You can see the lengths displayed on the bottom, the X-axis, are in metric. For perspective 600 mm is about 24 inches, 700 mm is about 28 inches, and 800 mm about 32 inches (do not get all technical on me, those are quick, “in-my-head” conversions). The largest pike collected in Wanahoo last spring were up to about 34-35 inches. I imagine some of those fish would have grown a inch or two larger than that by this fall. You can see from the length-frequency graph that the fish I caught was most likely a male pike and was one of the most abundant sizes of pike present in Wanahoo. It had grown over 4 inches since it was initially tagged in the spring of 2012.

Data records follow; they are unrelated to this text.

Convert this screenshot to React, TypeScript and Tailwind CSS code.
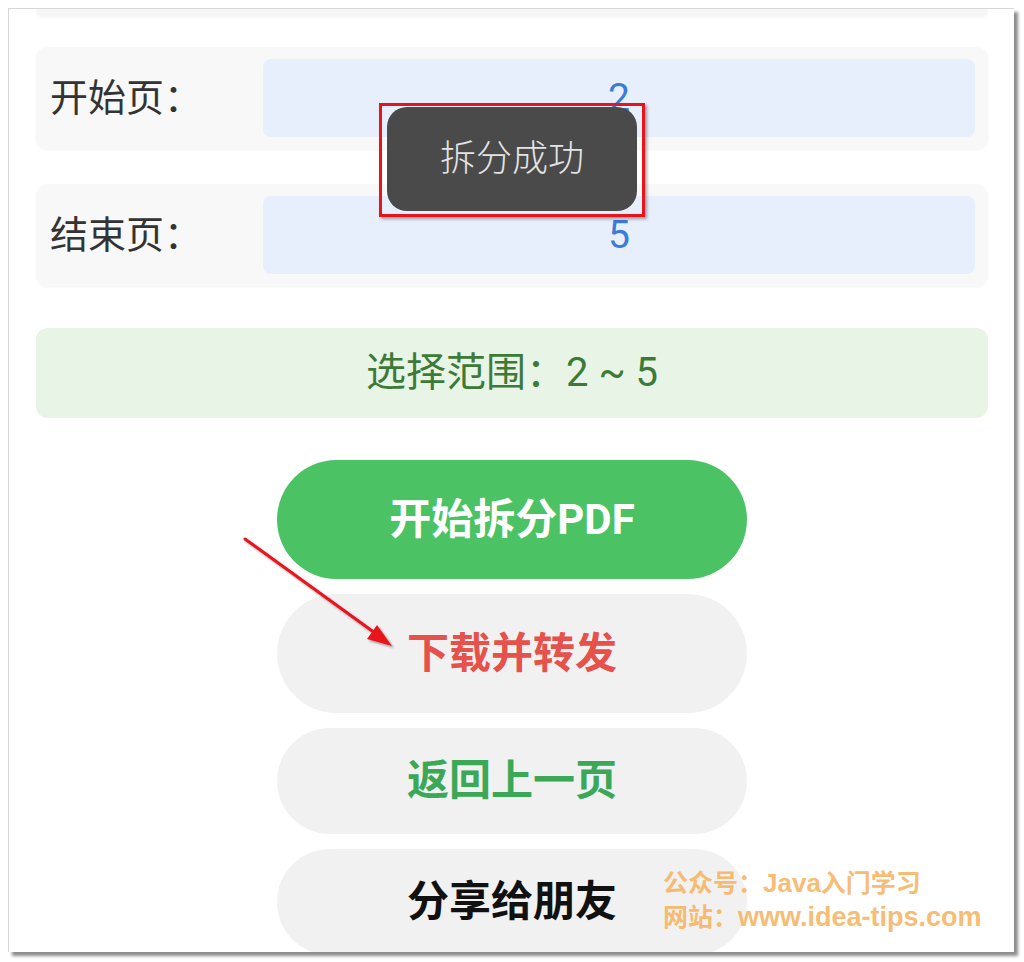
import React from 'react';

const cjk = { fontFamily: 'Roboto, "Noto Sans CJK SC", sans-serif' };

const PageField: React.FC<{ label: string; value: string }> = ({ label, value }) => (
  <div className="h-[102px] rounded-[12px] bg-[#f8f8f8] shadow-[0_1px_3px_rgba(0,0,0,0.05)] flex items-center pl-[14px] pr-[13px]">
    <div className="w-[213px] text-[38px] text-[#333333] leading-none">{label}</div>
    <div className="flex-1 h-[78px] rounded-[8px] bg-[#e8effc] flex items-center justify-center text-[39px] text-[#3c7bd8] leading-none">
      {value}
    </div>
  </div>
);

const PillButton: React.FC<{ text: string; bg: string; color: string; h: string }> = ({ text, bg, color, h }) => (
  <div className={`w-[470px] ${h} rounded-full ${bg} flex items-center justify-center`}>
    <span className={`text-[42px] font-bold leading-none ${color}`}>{text}</span>
  </div>
);

export default function App() {
  return (
    <div className="relative w-[1024px] h-[962px] bg-white overflow-hidden" style={cjk}>
      <div className="pt-[8px] pl-[8px]">
        {/* screenshot panel */}
        <div className="w-[1006px] h-[944px] bg-white border-l border-t border-[#d6d6d6] shadow-[4px_4px_3px_rgba(0,0,0,0.45)] overflow-hidden pl-[27px] pr-[26px]">
          <div className="h-[7px] rounded-b-[12px] bg-[#f6f6f6] shadow-[0_2px_3px_rgba(0,0,0,0.04)]" />

          <div className="mt-[31px] flex flex-col gap-[35px]">
            <PageField label="开始页：" value="2" />
            <PageField label="结束页：" value="5" />
          </div>

          <div className="mt-[42px] h-[90px] rounded-[12px] bg-[#e7f4e6] flex items-center justify-center">
            <span className="text-[40px] text-[#3d7a37] leading-none">选择范围：2 ~ 5</span>
          </div>

          <div className="mt-[42px] flex flex-col items-center gap-[15px]">
            <PillButton text="开始拆分PDF" bg="bg-[#4bc263]" color="text-white" h="h-[119px]" />
            <PillButton text="下载并转发" bg="bg-[#f1f1f1]" color="text-[#e6514b]" h="h-[119px]" />
            <PillButton text="返回上一页" bg="bg-[#f1f1f1]" color="text-[#3ba858]" h="h-[106px]" />
            <PillButton text="分享给朋友" bg="bg-[#f1f1f1]" color="text-[#111111]" h="h-[106px]" />
          </div>
        </div>
      </div>

      {/* toast with red highlight */}
      <div className="absolute left-[379px] top-[103px] w-[266px] h-[114px] border-[3px] border-[#e8141c] shadow-[2px_2px_3px_rgba(0,0,0,0.35)]">
        <div className="absolute left-[5px] top-[1px] w-[250px] h-[104px] rounded-[20px] bg-[#4a4a4a] flex items-center justify-center">
          <span className="text-[36px] text-[#e4e4e4] leading-none font-light">拆分成功</span>
        </div>
      </div>

      {/* arrow */}
      <svg className="absolute left-0 top-0" width="1024" height="962" viewBox="0 0 1024 962">
        <defs>
          <filter id="sh" x="-20%" y="-20%" width="140%" height="140%">
            <feDropShadow dx="2" dy="2" stdDeviation="1.2" floodColor="#000" floodOpacity="0.35" />
          </filter>
        </defs>
        <g filter="url(#sh)">
          <line x1="245" y1="539" x2="375" y2="633" stroke="#e8141c" strokeWidth="3" strokeLinecap="round" />
          <polygon points="392,646 377,625 367,639" fill="#e8141c" />
        </g>
      </svg>

      {/* watermark */}
      <div
        className="absolute left-[663px] top-[865px] text-[25px] font-bold leading-[32px] text-[#f6b462]/90"
        style={{ fontFamily: '"Noto Sans CJK SC", sans-serif' }}
      >
        <div>
          公众号：<span className="text-[26px]" style={{ fontFamily: '"Liberation Sans", sans-serif' }}>Java</span>入门学习
        </div>
        <div>
          网站：<span className="text-[27px]" style={{ fontFamily: '"Liberation Sans", sans-serif' }}>www.idea-tips.com</span>
        </div>
      </div>
    </div>
  );
}
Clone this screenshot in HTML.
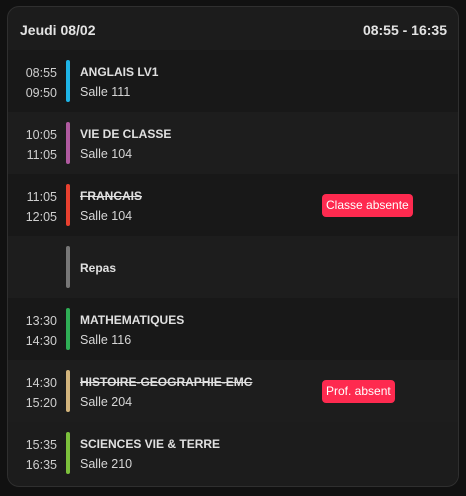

I have caught bigger pike, much bigger pike, pike that could have eaten the tagged fish I caught at Wanahoo (My Biggest Pike), but once again it was a small thrill to catch a tagged one. I guess once I broke the tagged fish drought with that Branched Oak flathead it was easy to catch a tagged pike at Wanahoo. Thinking back, my fishing partners and I have caught only a handful of Wanahoo pike before catching one that was tagged.
Oh, let me add one reminder before I quit. Both the pike at Wanahoo and the big, beautiful flatheads at Branched Oak must be released. If you catch one of those fish that has been tagged, we want to know about it, remember the tag number and report it (you can tell me about it if you cannot remember the address or phone numbers on the tags), but please leave the tags in the fish and release those fish as soon as possible, in the best condition possible (A Fish-Handling Review). Besides the valuable fisheries science information those tagged fish provide, those fish can be caught again (Fish Recycling). You know I will be trying to catch more, and bigger pike, at Wanahoo!
(I briefly thought about titling this blog post “Whoops, I Did it Again”, but thought better of it. Ha.)